[Dataset rows]
***

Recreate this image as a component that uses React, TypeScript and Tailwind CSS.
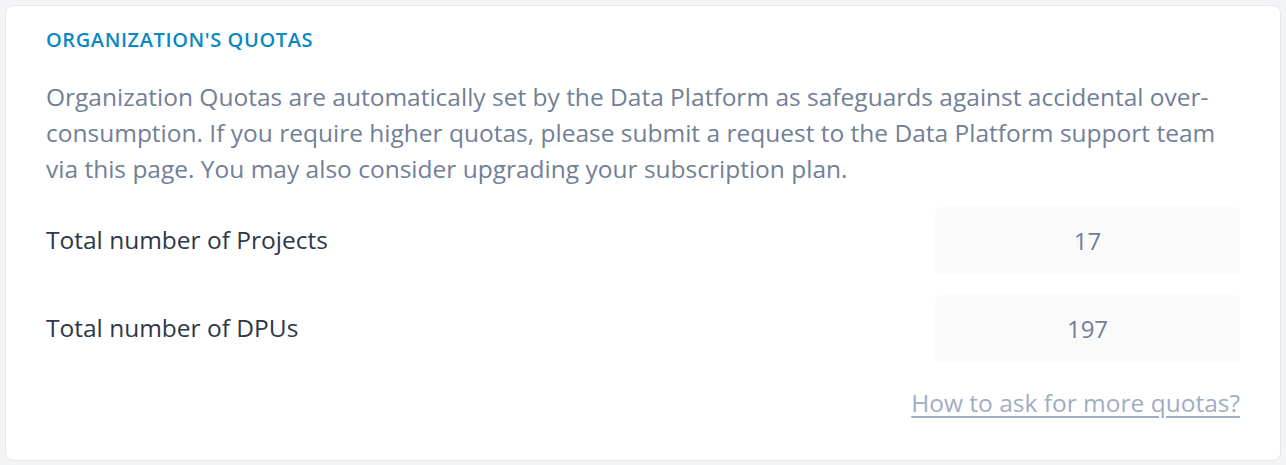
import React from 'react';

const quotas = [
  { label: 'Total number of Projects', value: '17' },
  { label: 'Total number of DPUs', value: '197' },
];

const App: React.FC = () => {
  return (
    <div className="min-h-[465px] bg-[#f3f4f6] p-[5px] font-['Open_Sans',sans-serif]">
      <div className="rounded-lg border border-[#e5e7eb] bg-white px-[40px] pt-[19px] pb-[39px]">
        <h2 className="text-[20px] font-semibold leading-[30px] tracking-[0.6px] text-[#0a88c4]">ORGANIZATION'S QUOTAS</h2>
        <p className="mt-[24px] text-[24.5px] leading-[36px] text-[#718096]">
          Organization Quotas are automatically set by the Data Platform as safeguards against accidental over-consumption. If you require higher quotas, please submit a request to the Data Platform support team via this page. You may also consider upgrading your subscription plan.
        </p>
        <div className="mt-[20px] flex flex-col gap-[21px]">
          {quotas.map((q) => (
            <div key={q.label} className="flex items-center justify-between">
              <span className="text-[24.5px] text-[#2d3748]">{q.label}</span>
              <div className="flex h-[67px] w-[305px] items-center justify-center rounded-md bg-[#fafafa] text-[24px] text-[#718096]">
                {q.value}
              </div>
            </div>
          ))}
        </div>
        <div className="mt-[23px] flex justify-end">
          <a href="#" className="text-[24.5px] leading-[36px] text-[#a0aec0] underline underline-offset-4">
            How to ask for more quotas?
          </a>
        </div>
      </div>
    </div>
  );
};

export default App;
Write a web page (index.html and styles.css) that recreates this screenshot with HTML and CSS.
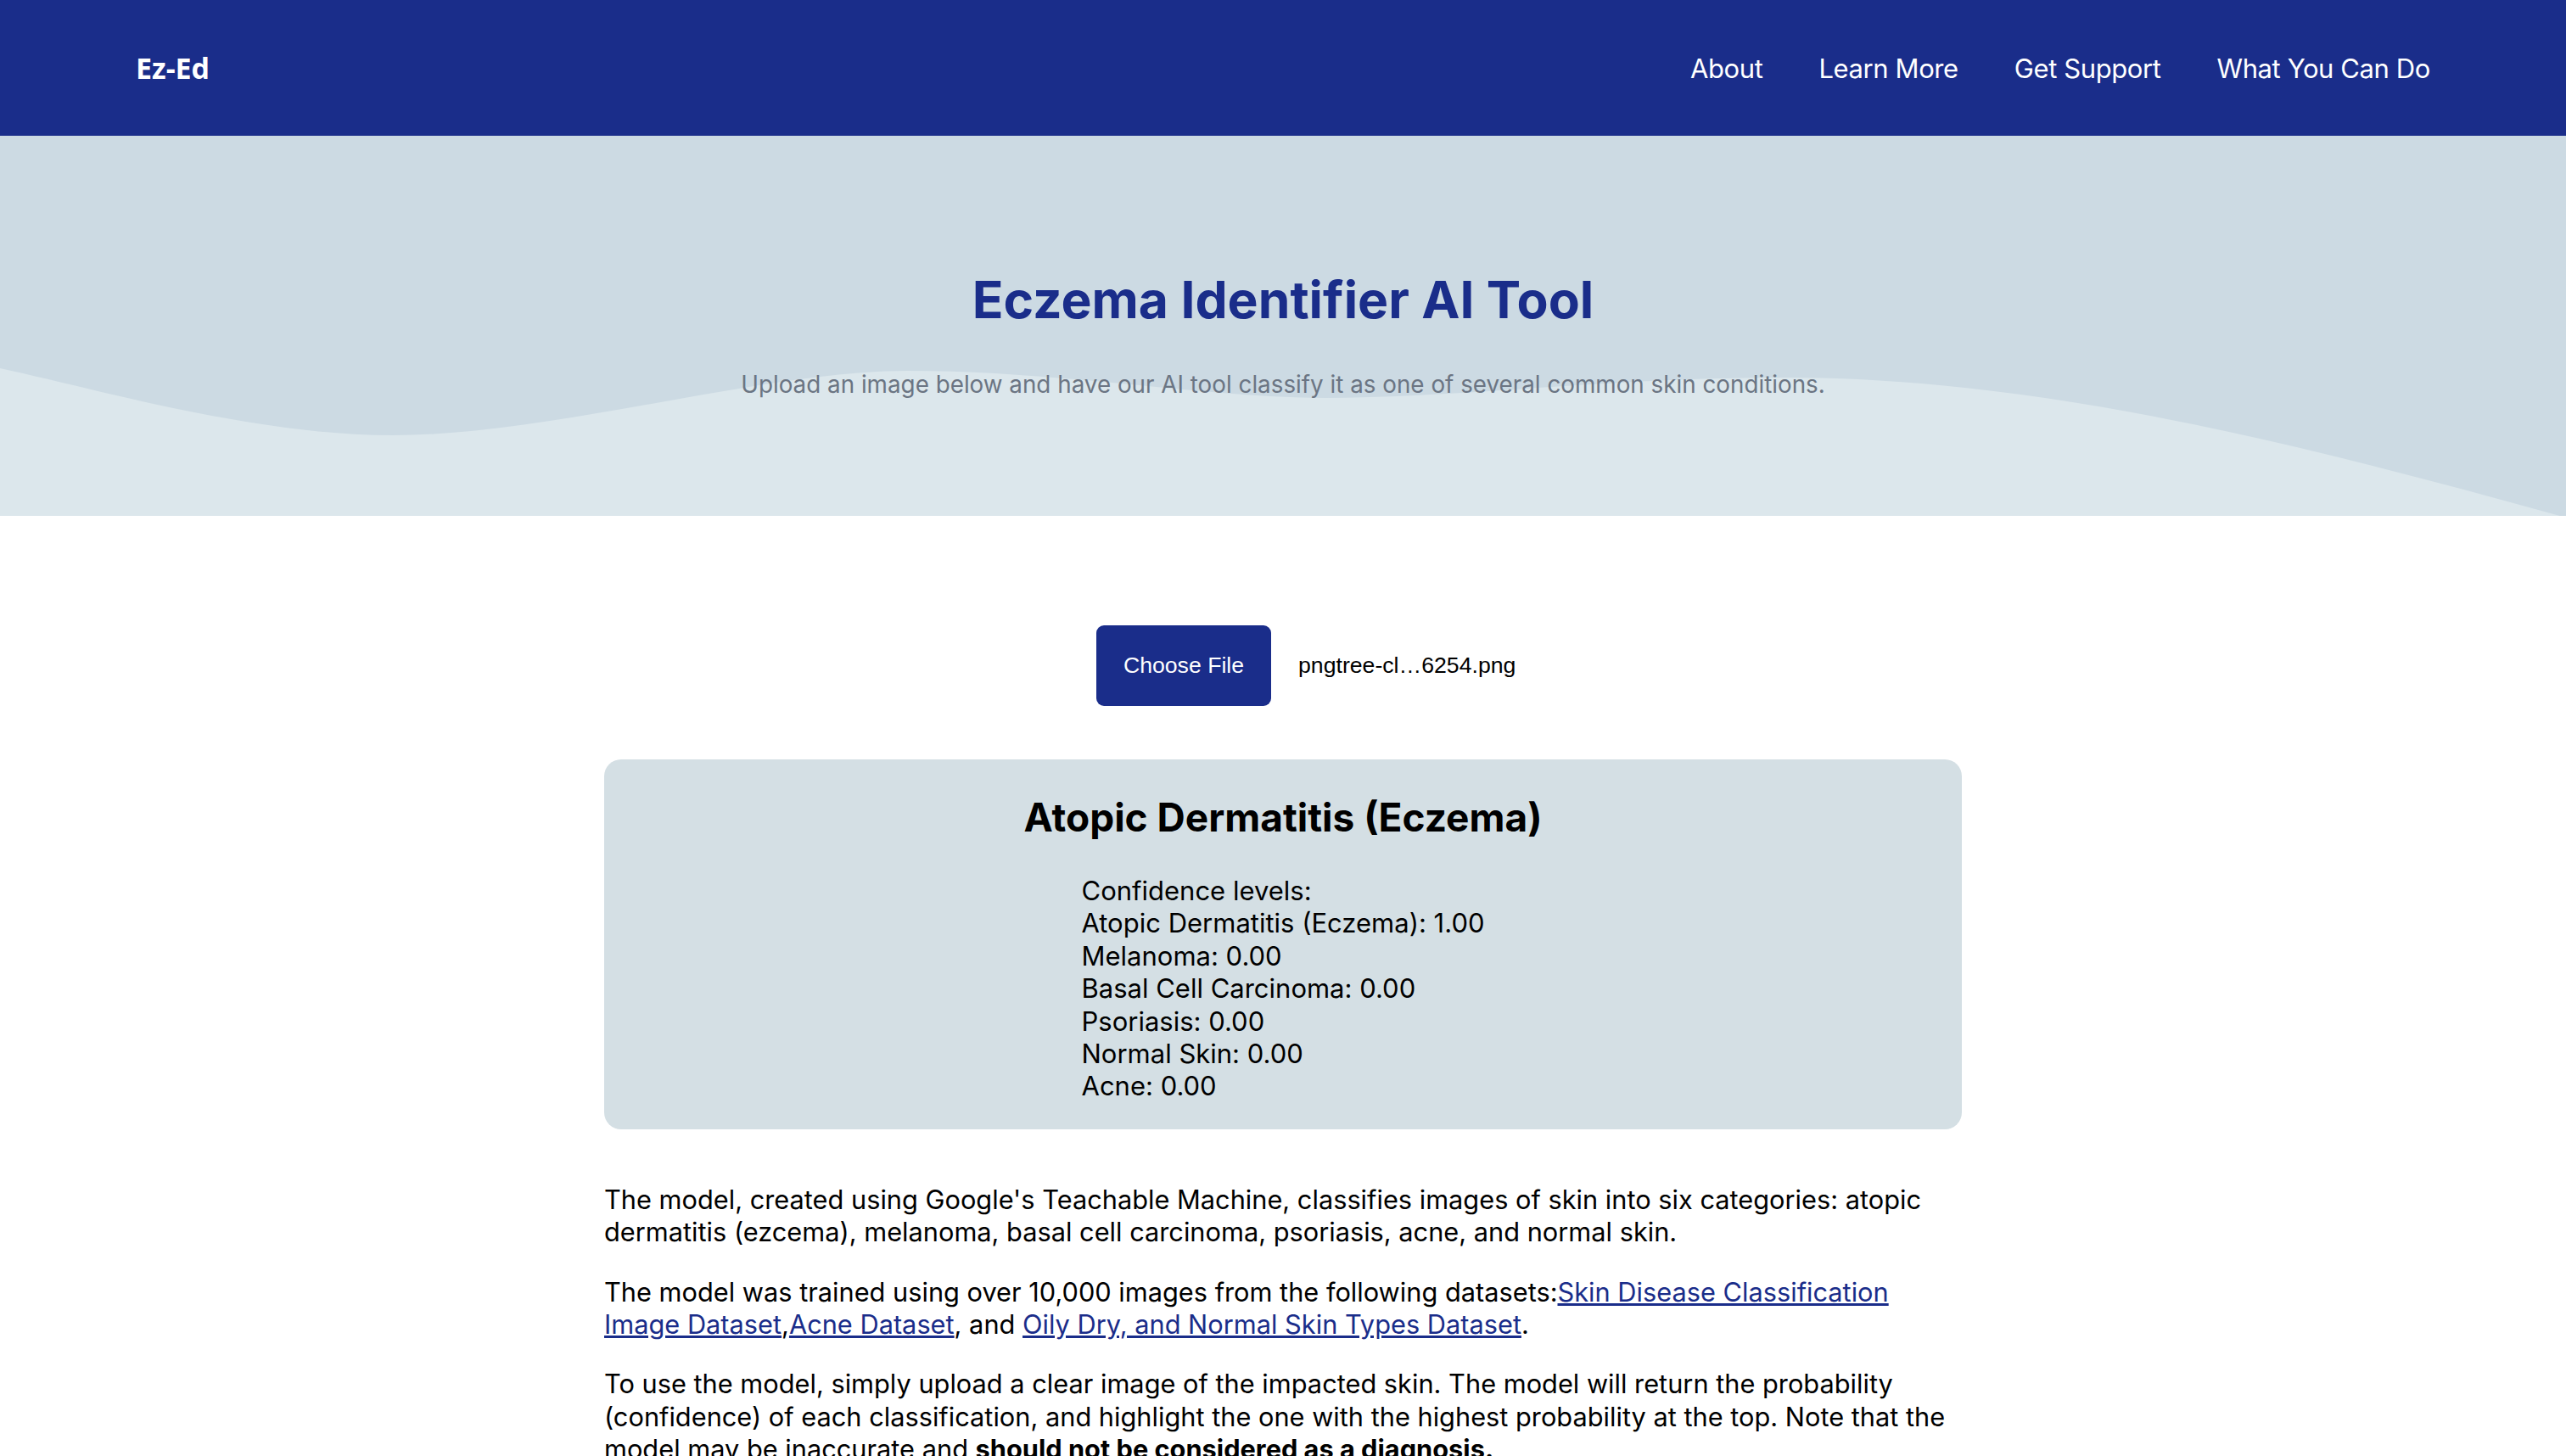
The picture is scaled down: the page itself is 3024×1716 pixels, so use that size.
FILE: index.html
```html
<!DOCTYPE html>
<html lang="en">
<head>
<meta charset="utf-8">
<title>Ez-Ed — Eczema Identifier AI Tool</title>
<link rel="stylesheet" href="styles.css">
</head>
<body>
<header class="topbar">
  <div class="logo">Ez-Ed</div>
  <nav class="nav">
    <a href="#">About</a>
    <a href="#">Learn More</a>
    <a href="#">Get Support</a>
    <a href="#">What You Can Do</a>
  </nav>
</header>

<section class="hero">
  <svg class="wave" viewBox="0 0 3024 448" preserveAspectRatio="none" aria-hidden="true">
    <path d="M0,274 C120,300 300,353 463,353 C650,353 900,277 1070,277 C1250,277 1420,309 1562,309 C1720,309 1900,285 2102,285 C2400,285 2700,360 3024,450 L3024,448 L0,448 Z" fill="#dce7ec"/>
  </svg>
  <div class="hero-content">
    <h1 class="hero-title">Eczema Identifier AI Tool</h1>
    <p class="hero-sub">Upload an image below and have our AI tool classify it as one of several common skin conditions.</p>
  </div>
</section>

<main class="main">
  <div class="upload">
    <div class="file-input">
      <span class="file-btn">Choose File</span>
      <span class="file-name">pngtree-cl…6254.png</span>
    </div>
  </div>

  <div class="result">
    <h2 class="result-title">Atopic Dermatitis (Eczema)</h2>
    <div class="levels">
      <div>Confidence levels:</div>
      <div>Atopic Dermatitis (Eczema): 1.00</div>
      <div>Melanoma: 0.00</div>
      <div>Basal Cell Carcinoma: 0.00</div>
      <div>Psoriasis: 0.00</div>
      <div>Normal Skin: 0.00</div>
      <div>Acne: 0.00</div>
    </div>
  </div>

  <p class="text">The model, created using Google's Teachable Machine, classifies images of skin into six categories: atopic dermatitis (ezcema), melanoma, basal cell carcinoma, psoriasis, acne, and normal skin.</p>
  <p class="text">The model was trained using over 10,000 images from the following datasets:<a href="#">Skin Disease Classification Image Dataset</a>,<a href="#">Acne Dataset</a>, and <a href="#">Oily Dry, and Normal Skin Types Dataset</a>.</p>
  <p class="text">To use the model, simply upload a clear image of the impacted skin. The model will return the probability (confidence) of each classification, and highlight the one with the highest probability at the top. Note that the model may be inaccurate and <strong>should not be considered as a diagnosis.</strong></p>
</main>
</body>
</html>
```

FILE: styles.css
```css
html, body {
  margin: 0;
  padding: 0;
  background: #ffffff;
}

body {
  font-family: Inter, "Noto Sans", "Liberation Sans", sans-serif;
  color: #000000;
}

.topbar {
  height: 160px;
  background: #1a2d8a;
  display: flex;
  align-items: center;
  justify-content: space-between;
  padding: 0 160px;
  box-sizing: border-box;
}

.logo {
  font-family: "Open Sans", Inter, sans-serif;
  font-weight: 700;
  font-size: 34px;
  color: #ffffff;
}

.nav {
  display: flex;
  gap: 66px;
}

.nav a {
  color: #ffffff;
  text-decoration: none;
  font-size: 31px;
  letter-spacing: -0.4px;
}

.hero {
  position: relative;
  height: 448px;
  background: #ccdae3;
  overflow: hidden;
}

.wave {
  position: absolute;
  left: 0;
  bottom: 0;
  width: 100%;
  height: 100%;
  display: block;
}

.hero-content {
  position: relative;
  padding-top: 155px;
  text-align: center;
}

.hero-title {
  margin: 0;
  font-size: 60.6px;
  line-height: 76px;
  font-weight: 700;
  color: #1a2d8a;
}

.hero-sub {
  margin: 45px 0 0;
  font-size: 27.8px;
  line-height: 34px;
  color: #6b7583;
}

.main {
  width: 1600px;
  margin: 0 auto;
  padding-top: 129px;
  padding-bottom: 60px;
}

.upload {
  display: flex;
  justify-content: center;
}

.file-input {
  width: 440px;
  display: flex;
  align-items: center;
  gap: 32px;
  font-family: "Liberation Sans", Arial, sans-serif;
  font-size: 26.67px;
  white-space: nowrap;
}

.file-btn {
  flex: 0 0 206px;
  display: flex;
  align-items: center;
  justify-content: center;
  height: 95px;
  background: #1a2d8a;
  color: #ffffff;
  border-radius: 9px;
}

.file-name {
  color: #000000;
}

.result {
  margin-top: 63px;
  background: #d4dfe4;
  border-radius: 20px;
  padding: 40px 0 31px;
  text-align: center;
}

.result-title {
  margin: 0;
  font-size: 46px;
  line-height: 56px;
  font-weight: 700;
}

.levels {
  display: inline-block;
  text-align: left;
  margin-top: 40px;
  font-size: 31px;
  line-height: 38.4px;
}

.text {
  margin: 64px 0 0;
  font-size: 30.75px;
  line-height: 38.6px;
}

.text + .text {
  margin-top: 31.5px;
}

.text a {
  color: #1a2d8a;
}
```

***

What the exercise asks | Write out the data precisely as given, excluding the pictures.

Solution |
Recreate this image as a component that uses React, TypeScript and Tailwind CSS.
import React from 'react';

const quotas = [
  { label: 'Total number of Projects', value: '17' },
  { label: 'Total number of DPUs', value: '197' },
];

const App: React.FC = () => {
  return (
    <div className="min-h-[465px] bg-[#f3f4f6] p-[5px] font-['Open_Sans',sans-serif]">
      <div className="rounded-lg border border-[#e5e7eb] bg-white px-[40px] pt-[19px] pb-[39px]">
        <h2 className="text-[20px] font-semibold leading-[30px] tracking-[0.6px] text-[#0a88c4]">ORGANIZATION'S QUOTAS</h2>
        <p className="mt-[24px] text-[24.5px] leading-[36px] text-[#718096]">
          Organization Quotas are automatically set by the Data Platform as safeguards against accidental over-consumption. If you require higher quotas, please submit a request to the Data Platform support team via this page. You may also consider upgrading your subscription plan.
        </p>
        <div className="mt-[20px] flex flex-col gap-[21px]">
          {quotas.map((q) => (
            <div key={q.label} className="flex items-center justify-between">
              <span className="text-[24.5px] text-[#2d3748]">{q.label}</span>
              <div className="flex h-[67px] w-[305px] items-center justify-center rounded-md bg-[#fafafa] text-[24px] text-[#718096]">
                {q.value}
              </div>
            </div>
          ))}
        </div>
        <div className="mt-[23px] flex justify-end">
          <a href="#" className="text-[24.5px] leading-[36px] text-[#a0aec0] underline underline-offset-4">
            How to ask for more quotas?
          </a>
        </div>
      </div>
    </div>
  );
};

export default App;
Write a web page (index.html and styles.css) that recreates this screenshot with HTML and CSS.
The picture is scaled down: the page itself is 3024×1716 pixels, so use that size.
FILE: index.html
```html
<!DOCTYPE html>
<html lang="en">
<head>
<meta charset="utf-8">
<title>Ez-Ed — Eczema Identifier AI Tool</title>
<link rel="stylesheet" href="styles.css">
</head>
<body>
<header class="topbar">
  <div class="logo">Ez-Ed</div>
  <nav class="nav">
    <a href="#">About</a>
    <a href="#">Learn More</a>
    <a href="#">Get Support</a>
    <a href="#">What You Can Do</a>
  </nav>
</header>

<section class="hero">
  <svg class="wave" viewBox="0 0 3024 448" preserveAspectRatio="none" aria-hidden="true">
    <path d="M0,274 C120,300 300,353 463,353 C650,353 900,277 1070,277 C1250,277 1420,309 1562,309 C1720,309 1900,285 2102,285 C2400,285 2700,360 3024,450 L3024,448 L0,448 Z" fill="#dce7ec"/>
  </svg>
  <div class="hero-content">
    <h1 class="hero-title">Eczema Identifier AI Tool</h1>
    <p class="hero-sub">Upload an image below and have our AI tool classify it as one of several common skin conditions.</p>
  </div>
</section>

<main class="main">
  <div class="upload">
    <div class="file-input">
      <span class="file-btn">Choose File</span>
      <span class="file-name">pngtree-cl…6254.png</span>
    </div>
  </div>

  <div class="result">
    <h2 class="result-title">Atopic Dermatitis (Eczema)</h2>
    <div class="levels">
      <div>Confidence levels:</div>
      <div>Atopic Dermatitis (Eczema): 1.00</div>
      <div>Melanoma: 0.00</div>
      <div>Basal Cell Carcinoma: 0.00</div>
      <div>Psoriasis: 0.00</div>
      <div>Normal Skin: 0.00</div>
      <div>Acne: 0.00</div>
    </div>
  </div>

  <p class="text">The model, created using Google's Teachable Machine, classifies images of skin into six categories: atopic dermatitis (ezcema), melanoma, basal cell carcinoma, psoriasis, acne, and normal skin.</p>
  <p class="text">The model was trained using over 10,000 images from the following datasets:<a href="#">Skin Disease Classification Image Dataset</a>,<a href="#">Acne Dataset</a>, and <a href="#">Oily Dry, and Normal Skin Types Dataset</a>.</p>
  <p class="text">To use the model, simply upload a clear image of the impacted skin. The model will return the probability (confidence) of each classification, and highlight the one with the highest probability at the top. Note that the model may be inaccurate and <strong>should not be considered as a diagnosis.</strong></p>
</main>
</body>
</html>
```

FILE: styles.css
```css
html, body {
  margin: 0;
  padding: 0;
  background: #ffffff;
}

body {
  font-family: Inter, "Noto Sans", "Liberation Sans", sans-serif;
  color: #000000;
}

.topbar {
  height: 160px;
  background: #1a2d8a;
  display: flex;
  align-items: center;
  justify-content: space-between;
  padding: 0 160px;
  box-sizing: border-box;
}

.logo {
  font-family: "Open Sans", Inter, sans-serif;
  font-weight: 700;
  font-size: 34px;
  color: #ffffff;
}

.nav {
  display: flex;
  gap: 66px;
}

.nav a {
  color: #ffffff;
  text-decoration: none;
  font-size: 31px;
  letter-spacing: -0.4px;
}

.hero {
  position: relative;
  height: 448px;
  background: #ccdae3;
  overflow: hidden;
}

.wave {
  position: absolute;
  left: 0;
  bottom: 0;
  width: 100%;
  height: 100%;
  display: block;
}

.hero-content {
  position: relative;
  padding-top: 155px;
  text-align: center;
}

.hero-title {
  margin: 0;
  font-size: 60.6px;
  line-height: 76px;
  font-weight: 700;
  color: #1a2d8a;
}

.hero-sub {
  margin: 45px 0 0;
  font-size: 27.8px;
  line-height: 34px;
  color: #6b7583;
}

.main {
  width: 1600px;
  margin: 0 auto;
  padding-top: 129px;
  padding-bottom: 60px;
}

.upload {
  display: flex;
  justify-content: center;
}

.file-input {
  width: 440px;
  display: flex;
  align-items: center;
  gap: 32px;
  font-family: "Liberation Sans", Arial, sans-serif;
  font-size: 26.67px;
  white-space: nowrap;
}

.file-btn {
  flex: 0 0 206px;
  display: flex;
  align-items: center;
  justify-content: center;
  height: 95px;
  background: #1a2d8a;
  color: #ffffff;
  border-radius: 9px;
}

.file-name {
  color: #000000;
}

.result {
  margin-top: 63px;
  background: #d4dfe4;
  border-radius: 20px;
  padding: 40px 0 31px;
  text-align: center;
}

.result-title {
  margin: 0;
  font-size: 46px;
  line-height: 56px;
  font-weight: 700;
}

.levels {
  display: inline-block;
  text-align: left;
  margin-top: 40px;
  font-size: 31px;
  line-height: 38.4px;
}

.text {
  margin: 64px 0 0;
  font-size: 30.75px;
  line-height: 38.6px;
}

.text + .text {
  margin-top: 31.5px;
}

.text a {
  color: #1a2d8a;
}
```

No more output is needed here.